*Goal*: Lines containing the string "this" are to be counted; report the total by itself.

(Records from a data collection)
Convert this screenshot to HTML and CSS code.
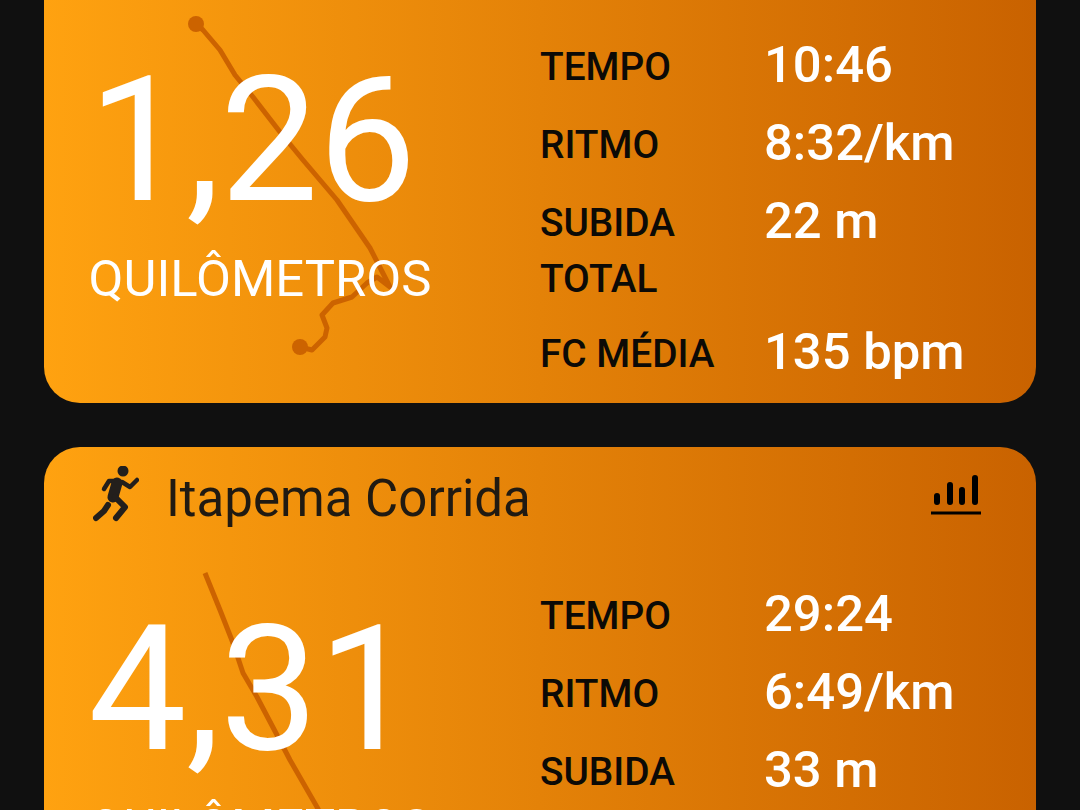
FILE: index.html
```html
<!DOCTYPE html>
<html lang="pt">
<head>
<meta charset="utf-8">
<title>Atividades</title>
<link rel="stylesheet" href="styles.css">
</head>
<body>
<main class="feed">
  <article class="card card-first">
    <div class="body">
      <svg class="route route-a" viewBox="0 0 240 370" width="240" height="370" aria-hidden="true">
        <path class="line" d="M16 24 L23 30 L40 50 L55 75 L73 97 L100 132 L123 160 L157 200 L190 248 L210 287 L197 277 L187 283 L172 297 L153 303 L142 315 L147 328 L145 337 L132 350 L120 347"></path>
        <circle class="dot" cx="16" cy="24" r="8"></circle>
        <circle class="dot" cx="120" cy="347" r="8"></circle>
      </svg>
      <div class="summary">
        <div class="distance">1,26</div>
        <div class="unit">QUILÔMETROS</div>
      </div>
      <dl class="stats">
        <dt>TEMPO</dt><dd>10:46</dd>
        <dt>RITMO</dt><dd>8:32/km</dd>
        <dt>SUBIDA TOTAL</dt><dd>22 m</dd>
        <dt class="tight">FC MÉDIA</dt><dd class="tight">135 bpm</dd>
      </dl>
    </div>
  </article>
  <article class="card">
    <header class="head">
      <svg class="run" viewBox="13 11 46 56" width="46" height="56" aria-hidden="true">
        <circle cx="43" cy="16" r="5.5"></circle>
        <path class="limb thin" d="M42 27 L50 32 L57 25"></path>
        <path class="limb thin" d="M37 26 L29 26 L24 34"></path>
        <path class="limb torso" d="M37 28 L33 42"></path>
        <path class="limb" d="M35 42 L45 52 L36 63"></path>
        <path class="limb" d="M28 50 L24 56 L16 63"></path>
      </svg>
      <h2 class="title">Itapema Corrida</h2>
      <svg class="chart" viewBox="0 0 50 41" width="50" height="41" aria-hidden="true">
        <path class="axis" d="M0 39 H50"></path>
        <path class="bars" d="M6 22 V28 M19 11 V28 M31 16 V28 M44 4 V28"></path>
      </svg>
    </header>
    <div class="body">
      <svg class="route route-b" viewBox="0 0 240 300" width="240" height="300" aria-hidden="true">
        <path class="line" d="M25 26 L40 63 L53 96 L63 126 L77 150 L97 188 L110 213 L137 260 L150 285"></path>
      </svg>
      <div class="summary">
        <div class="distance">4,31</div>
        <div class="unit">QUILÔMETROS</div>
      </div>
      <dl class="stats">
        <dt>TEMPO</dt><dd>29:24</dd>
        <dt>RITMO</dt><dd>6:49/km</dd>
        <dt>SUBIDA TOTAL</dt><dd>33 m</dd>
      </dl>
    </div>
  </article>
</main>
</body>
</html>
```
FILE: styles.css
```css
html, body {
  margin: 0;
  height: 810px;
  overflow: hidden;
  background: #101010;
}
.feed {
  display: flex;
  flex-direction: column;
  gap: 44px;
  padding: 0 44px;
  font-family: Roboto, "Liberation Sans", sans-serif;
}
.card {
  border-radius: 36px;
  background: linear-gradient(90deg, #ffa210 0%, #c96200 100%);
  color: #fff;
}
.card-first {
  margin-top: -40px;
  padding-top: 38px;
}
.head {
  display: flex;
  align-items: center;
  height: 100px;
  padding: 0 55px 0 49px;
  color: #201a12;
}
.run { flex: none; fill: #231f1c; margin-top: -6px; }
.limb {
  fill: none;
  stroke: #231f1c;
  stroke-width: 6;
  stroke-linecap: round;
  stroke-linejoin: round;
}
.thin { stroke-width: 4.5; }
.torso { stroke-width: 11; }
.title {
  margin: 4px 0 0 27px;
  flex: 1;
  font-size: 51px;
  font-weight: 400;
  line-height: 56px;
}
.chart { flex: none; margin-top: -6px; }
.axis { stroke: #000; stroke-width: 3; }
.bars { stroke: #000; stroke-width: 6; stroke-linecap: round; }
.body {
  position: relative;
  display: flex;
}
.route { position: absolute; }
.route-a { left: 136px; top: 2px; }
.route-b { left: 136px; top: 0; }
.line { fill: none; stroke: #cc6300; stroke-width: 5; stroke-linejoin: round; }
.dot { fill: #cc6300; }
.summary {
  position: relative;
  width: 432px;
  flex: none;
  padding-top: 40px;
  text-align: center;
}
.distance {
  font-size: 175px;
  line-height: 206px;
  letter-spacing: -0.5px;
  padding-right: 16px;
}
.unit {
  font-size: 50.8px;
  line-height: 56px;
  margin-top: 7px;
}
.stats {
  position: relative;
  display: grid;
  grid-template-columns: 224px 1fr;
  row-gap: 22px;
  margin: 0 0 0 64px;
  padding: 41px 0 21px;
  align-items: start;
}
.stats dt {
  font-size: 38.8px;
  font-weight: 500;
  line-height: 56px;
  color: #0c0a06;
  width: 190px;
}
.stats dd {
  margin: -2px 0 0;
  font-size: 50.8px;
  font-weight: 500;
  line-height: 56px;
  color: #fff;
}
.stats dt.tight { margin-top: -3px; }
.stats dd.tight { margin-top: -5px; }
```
--
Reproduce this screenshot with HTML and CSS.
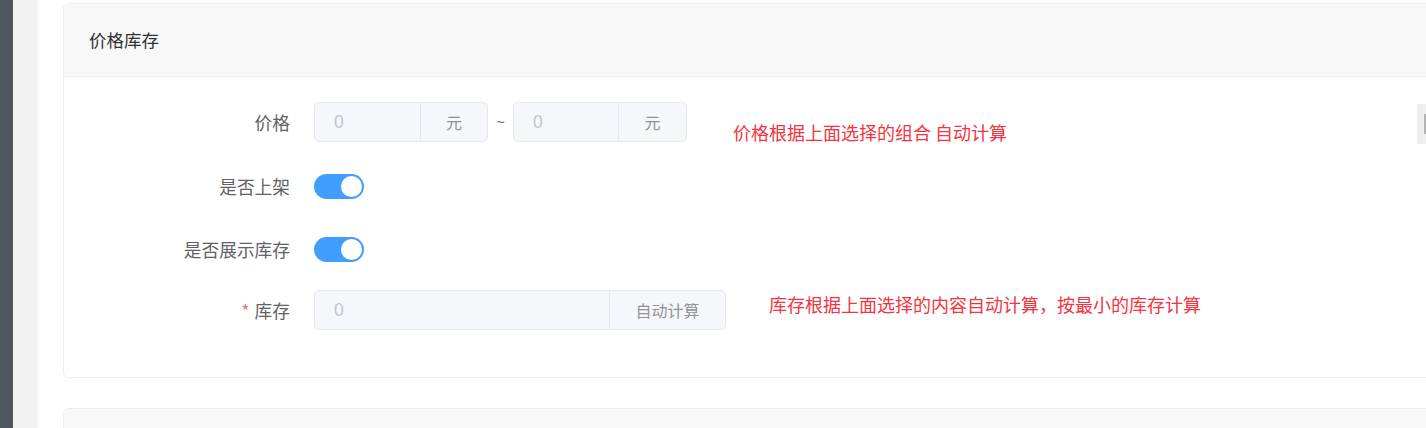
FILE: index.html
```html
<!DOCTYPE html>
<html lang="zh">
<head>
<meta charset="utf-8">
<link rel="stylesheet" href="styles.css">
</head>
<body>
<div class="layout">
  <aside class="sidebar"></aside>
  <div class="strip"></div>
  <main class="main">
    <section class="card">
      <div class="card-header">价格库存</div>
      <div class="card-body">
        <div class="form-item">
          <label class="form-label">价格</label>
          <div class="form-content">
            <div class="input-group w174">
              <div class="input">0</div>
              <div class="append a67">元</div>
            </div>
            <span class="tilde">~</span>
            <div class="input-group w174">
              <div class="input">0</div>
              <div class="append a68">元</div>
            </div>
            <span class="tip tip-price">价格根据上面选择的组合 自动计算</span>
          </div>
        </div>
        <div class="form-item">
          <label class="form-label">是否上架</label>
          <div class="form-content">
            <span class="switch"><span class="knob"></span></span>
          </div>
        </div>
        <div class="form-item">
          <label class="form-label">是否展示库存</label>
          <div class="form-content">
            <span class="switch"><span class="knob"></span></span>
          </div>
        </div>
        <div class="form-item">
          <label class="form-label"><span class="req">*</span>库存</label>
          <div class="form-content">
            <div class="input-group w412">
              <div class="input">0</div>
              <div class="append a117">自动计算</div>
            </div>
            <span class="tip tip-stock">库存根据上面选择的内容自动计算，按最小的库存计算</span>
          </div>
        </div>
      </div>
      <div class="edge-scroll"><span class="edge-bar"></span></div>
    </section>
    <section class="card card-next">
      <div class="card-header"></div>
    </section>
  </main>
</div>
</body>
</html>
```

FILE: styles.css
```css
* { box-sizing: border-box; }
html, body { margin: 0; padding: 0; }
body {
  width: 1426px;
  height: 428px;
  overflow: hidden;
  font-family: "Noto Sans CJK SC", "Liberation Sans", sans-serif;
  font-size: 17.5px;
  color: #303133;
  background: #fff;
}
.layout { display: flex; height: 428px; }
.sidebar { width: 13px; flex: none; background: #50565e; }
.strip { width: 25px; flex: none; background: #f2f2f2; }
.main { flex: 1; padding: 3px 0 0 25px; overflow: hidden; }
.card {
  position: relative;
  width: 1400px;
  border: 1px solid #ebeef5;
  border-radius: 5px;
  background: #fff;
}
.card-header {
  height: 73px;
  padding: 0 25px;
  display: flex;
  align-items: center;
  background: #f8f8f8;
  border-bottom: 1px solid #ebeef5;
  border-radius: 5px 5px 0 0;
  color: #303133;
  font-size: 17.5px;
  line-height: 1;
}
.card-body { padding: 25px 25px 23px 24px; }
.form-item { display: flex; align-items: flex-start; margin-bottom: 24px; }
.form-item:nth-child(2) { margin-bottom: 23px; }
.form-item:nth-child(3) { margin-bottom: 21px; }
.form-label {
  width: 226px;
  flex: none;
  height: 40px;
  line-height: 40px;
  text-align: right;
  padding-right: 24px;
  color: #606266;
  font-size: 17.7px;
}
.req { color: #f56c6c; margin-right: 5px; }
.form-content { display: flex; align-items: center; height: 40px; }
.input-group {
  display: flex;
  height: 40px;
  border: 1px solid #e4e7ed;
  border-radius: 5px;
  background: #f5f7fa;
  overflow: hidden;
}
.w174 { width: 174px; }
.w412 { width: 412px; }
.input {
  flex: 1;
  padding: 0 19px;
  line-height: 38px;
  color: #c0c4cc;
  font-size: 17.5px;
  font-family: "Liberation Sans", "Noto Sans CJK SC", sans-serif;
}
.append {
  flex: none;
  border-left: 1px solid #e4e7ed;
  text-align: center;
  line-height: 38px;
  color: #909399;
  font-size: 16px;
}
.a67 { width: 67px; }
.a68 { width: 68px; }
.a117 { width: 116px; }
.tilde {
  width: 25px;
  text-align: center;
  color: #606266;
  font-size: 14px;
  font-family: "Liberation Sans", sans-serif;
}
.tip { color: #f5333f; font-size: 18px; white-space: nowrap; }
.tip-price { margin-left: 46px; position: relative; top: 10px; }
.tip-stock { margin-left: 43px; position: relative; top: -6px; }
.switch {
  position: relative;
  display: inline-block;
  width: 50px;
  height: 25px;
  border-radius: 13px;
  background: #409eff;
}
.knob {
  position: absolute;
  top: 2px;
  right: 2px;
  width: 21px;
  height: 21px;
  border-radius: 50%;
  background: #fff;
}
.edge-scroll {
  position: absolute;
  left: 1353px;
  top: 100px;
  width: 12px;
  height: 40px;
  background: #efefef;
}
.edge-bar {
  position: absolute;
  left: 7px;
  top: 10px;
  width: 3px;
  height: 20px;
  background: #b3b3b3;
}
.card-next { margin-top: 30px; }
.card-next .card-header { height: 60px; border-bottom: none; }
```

*Exercise answer*: 2